“Şenlik dağıldı bir acı yel kaldı bahçede yalnız
O mahur beste çalar müjganla ben ağlaşırız
Gitti dostlar şölen bitti ne eski heyecan ne hız
Yalnız kederli yalnızlığımızda sıralı sırasız
O mahur beste çalar müjganla ben ağlaşırız ”
Atilla İlhan’ın edebiyatın tevriye alanında müthiş bir şekilde yön verdiği eseridir.
Bilmeyenler için tevriye, “birden çok anlamı olan bir sözün, birden fazla anlam çıkarılacak şekilde kullanılmasıdır.”
Bu arada müjgan da Farsçada kirpik demektir. Velhasıl, bu şiiri nereye yontarsan o yöne gitmeye meyilli… Ahmet Kaya da bestelemiş, farklı bir hava katmıştır.
Herkesi nereye alır götürür bilmem ama beni götürdüğü yer:
Şehrin bir kenar mahallesinde kaldırımı istinasız her sabah süpürülen, demir kapısının kenarında sıradan bir zile basılınca, betondan kırmızımsı seramikleri olan bir dehlizden, gizli bir geçit gibi açılan bir bahçe… Sağında kadim bir ceviz ağacı, duvarın üzerinde bir mandalina ağacı, karşında bir incir ağacı, az ileride bir süs havuzu ile huzura ve geçmişe açılan bir kapı. Ilık bir sonbahar rüzgârı, dışarıdan gelen taze biber kokusu… Kış için kurutulan ipe dizili patlıcanların kardeş kardeş sallandığı yerde birbirine değen sesi…

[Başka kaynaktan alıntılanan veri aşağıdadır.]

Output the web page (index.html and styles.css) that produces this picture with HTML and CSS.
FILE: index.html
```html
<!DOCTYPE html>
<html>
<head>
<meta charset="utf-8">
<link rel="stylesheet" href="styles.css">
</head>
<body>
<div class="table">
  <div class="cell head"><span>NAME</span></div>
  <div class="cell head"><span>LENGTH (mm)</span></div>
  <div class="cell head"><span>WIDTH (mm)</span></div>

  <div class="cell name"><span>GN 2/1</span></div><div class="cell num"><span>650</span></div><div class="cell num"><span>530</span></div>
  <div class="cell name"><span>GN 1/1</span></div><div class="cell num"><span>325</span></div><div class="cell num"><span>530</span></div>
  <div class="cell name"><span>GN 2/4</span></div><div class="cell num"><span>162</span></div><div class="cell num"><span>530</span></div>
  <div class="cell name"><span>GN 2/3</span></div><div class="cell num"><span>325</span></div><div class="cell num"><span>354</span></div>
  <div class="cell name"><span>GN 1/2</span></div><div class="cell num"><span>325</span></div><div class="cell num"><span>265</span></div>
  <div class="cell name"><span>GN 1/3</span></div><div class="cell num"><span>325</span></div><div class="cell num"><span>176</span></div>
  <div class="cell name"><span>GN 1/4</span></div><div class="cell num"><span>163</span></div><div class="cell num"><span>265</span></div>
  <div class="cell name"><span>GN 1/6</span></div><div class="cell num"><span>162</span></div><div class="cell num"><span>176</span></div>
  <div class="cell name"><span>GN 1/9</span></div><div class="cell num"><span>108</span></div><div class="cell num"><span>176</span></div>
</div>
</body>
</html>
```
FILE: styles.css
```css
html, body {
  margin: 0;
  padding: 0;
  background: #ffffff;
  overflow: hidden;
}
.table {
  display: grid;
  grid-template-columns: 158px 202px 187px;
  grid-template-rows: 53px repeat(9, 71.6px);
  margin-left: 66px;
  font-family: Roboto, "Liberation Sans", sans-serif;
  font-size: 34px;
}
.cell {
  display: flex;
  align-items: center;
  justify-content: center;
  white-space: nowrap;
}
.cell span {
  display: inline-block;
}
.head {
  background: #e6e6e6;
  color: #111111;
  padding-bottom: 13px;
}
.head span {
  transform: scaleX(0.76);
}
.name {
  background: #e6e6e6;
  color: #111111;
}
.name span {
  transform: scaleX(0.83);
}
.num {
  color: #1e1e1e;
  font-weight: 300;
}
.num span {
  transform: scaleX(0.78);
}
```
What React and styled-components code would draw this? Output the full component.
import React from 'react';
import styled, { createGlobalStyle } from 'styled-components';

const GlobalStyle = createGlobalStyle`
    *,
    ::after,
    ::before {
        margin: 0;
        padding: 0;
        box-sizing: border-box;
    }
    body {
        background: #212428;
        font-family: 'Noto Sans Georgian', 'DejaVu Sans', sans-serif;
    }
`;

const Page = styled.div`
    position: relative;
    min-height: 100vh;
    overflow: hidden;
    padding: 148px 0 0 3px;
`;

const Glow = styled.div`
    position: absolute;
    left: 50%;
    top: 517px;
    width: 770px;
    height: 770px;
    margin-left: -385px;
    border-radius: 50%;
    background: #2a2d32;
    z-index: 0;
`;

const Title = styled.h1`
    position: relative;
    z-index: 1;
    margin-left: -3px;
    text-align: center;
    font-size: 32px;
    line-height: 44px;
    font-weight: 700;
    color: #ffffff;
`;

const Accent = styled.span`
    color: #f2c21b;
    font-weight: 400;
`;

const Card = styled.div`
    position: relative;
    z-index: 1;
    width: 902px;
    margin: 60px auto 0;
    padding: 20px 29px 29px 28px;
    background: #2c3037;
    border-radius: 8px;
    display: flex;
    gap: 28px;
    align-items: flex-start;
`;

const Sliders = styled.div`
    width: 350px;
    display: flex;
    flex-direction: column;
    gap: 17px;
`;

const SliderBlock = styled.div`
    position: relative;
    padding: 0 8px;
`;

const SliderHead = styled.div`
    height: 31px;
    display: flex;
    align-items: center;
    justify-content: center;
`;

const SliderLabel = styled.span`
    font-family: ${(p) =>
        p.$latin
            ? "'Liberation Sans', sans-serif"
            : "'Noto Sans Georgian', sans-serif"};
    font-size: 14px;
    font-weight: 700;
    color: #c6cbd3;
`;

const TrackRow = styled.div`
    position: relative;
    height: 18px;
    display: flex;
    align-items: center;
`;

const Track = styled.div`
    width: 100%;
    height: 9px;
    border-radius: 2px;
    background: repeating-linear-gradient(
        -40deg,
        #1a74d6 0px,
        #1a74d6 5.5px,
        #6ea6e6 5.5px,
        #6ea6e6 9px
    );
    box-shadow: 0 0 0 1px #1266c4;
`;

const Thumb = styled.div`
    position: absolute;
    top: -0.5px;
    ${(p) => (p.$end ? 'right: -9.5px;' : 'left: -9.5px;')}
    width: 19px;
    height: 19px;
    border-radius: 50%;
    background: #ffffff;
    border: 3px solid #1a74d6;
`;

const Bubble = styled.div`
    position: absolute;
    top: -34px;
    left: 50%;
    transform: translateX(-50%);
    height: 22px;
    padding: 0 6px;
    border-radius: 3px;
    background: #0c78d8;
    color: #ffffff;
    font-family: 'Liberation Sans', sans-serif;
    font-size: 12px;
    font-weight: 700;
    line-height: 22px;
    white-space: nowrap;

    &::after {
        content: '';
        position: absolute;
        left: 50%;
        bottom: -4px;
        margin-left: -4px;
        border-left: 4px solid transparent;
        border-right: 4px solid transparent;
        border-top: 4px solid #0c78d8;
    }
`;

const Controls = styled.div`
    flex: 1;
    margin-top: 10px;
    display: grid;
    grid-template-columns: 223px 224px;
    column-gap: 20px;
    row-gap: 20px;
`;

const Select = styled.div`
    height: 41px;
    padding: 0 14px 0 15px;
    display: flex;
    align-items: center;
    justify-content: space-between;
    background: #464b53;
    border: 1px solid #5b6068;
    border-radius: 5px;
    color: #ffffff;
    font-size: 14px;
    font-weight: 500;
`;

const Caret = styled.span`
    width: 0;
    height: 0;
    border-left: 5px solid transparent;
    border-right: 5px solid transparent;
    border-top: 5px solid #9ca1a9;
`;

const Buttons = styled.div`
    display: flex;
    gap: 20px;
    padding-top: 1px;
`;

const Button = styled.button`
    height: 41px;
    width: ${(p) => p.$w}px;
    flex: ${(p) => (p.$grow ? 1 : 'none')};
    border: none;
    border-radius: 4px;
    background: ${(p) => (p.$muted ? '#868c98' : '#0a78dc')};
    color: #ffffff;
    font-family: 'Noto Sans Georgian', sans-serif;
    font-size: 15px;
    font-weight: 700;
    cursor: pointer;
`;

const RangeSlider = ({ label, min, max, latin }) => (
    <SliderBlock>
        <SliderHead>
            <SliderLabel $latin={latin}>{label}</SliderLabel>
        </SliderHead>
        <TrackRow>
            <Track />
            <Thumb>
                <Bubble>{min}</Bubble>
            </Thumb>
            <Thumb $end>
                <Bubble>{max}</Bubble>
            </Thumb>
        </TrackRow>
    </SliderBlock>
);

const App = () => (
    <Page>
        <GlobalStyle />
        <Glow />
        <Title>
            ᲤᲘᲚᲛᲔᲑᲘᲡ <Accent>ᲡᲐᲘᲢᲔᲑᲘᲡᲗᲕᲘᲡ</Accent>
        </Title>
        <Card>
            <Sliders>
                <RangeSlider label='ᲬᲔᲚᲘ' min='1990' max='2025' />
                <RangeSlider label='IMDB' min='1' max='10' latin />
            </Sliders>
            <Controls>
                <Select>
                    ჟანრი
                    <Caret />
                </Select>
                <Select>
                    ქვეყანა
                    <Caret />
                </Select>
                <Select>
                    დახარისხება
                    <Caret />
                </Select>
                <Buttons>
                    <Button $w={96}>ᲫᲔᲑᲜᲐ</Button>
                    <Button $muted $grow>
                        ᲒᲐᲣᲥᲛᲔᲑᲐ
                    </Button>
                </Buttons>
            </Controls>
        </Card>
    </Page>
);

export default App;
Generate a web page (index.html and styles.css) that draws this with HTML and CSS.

Havuzun başında tahta ve yavan sandalyede oturup, fıskiyeden çıkıp çeşitli silüetlerle farklı farklı düşünceler deryasında dolaşan bir adam… Hayattaki beklentileri birer birer yitip giderken kendisini bahçesine ve çiçeklerine adamış bir kadın ve yine çiçekleriyle ilgilenmekte… Yazın son demleri artık; kargalar ve zevzir kuşları inciri talan ederken yemeleri veyahut yaralamaları değil de, manzaradan mahrum bırakılacakları için ince bir sitem…
Mutfaktan gelen fesleğen, kekik ve zeytinyağlı yemek kokusu…
Sükûneti bozan, bahçenin alt köşesinde ringe çıkmaya hazırlanan kedilerin hafif gürültüsü… Ama bir anda yanı başımdan gelen çekiç ve metalik sesler, olduğum yere ve zamana beni çekip alıyor.
Ve maalesef:
Şenlik dağıldı, bir acı yel kaldı bahçede yalnız…
Artık bahçe bile kalmadı.
Mahur makam Hicaz makamına döner sonradan sonraya…
Dostlar gider bir bir, dönülmeyecek uzaklara…
Şölen de biter, hız da biter, heyecan da; sıralı sırasız olacak olur.